Q2: Interpretability Contribution
A2: We acknowledge that previous works have explored how attention mechanisms facilitate token selection. We believe that one of our contributions is to provide further theoretical evidence on the successful cases where transformers can be trained to perform token selection. Below, we give detailed comparisons between our work and existing results in [6,7,8,9]. [5] and [6] show that transformers with specific constructions can represent any n-gram language model, but they primarily focus on the expressive power of transformers and do not delve into the training dynamics. [7,8] investigate transformers' in-context learning capabilities with Markovian data, both considering two-layer transformers. [7] sets a specific initialization designed to assign distinct roles to each layer, thereby facilitating the analysis of how different layers contribute during training. Meanwhile, [8] simplifies the model to a single linear attention layer making the analysis of training dynamics more tractable.
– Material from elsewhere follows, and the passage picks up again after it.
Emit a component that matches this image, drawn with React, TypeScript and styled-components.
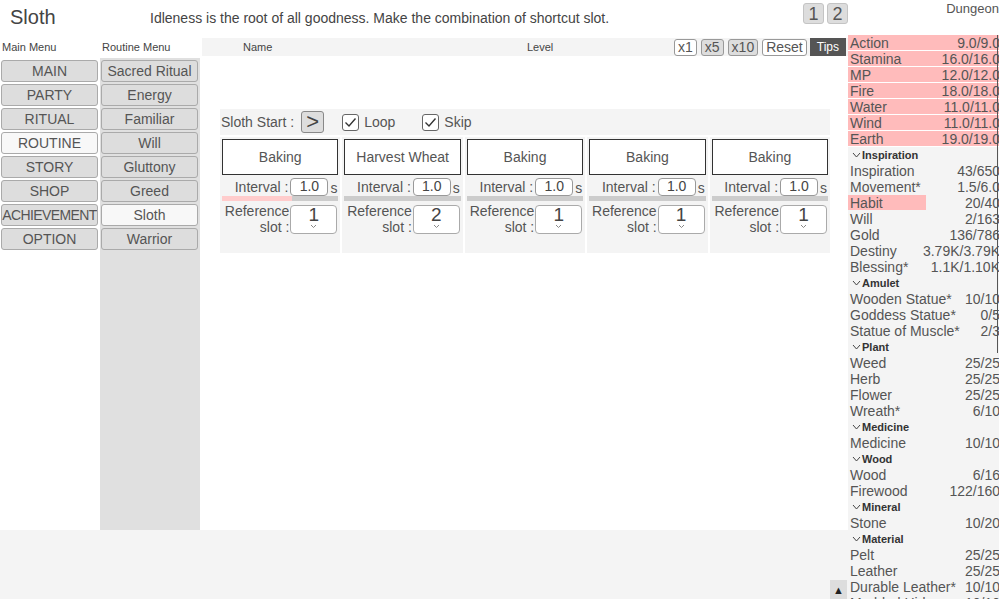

In contrast, our work focuses on directly learning Markov chains through a single-layer transformer model. We provide theoretical guarantees that standard gradient descent, without any specialized initialization or assumptions, naturally converges to an interpretable solution capturing the inherent sequential structure (Theorem 3.1).
Q3: Zero Initialization
A3: The use of zero initialization in our theoretical analysis is primarily to simplify the dynamics of the model, which allows us to derive rigorous insights and obtain clear theoretical results. Our proof is based on the analyses of the softmax scores on each token during training. The setting with zero initialization ensures a fair start for all tokens, and we can prove that after training, the largest softmax score will be assigned to the direct parent token. When considering non-zero initialization, the initial scores assigned to all the tokens differ, leading to an unfair starting condition for training. This difference can largely influence and complicate the optimization analysis. If the direct parent token receives a relatively small initial score, the larger initial scores assigned to other tokens may cause the value matrix V to learn a k-step transition matrix (other than the one-step transition), which can not achieve the optimal predictor. Additionally, in failure cases, the symmetry preserved under zero initialization is broken with non-zero initialization. This causes the largest softmax score to be assigned to an arbitrary token, which can enable the model to make an optimal prediction. Therefore, zero initialization serves as a useful idealization to facilitate theoretical understanding, while extending the results to non-zero initializations remains an interesting direction for future work. Please note that zero initialization or specific initialization has been considered in most theoretical studies [1,2,3,4].
Q4: Task Specificity
A4: Our result demonstrates different performances of transformers when learning specific random or deterministic walks. Existing work [10] also points out the existence of success and failure cases in learning Markov chains with two states. These results together indicate that it may be very challenging to develop a general and unified theory for arbitrary transition matrices. We believe that such challenges in developing a more unified theory also, to some extent, demonstrate the difficulty and importance of obtaining our results. In fact, our setting is already more general than the previous work [10]. [10] characterizes the loss landscape of a one-layer transformer and identifies global minima and bad local minima based on Markovian data with vocabularies of size two, which can also be interpreted as a random walk over a space of only two states. In contrast, our framework accommodates a large number of states, suggesting that our theory represents a step further towards a unified theory for more general cases.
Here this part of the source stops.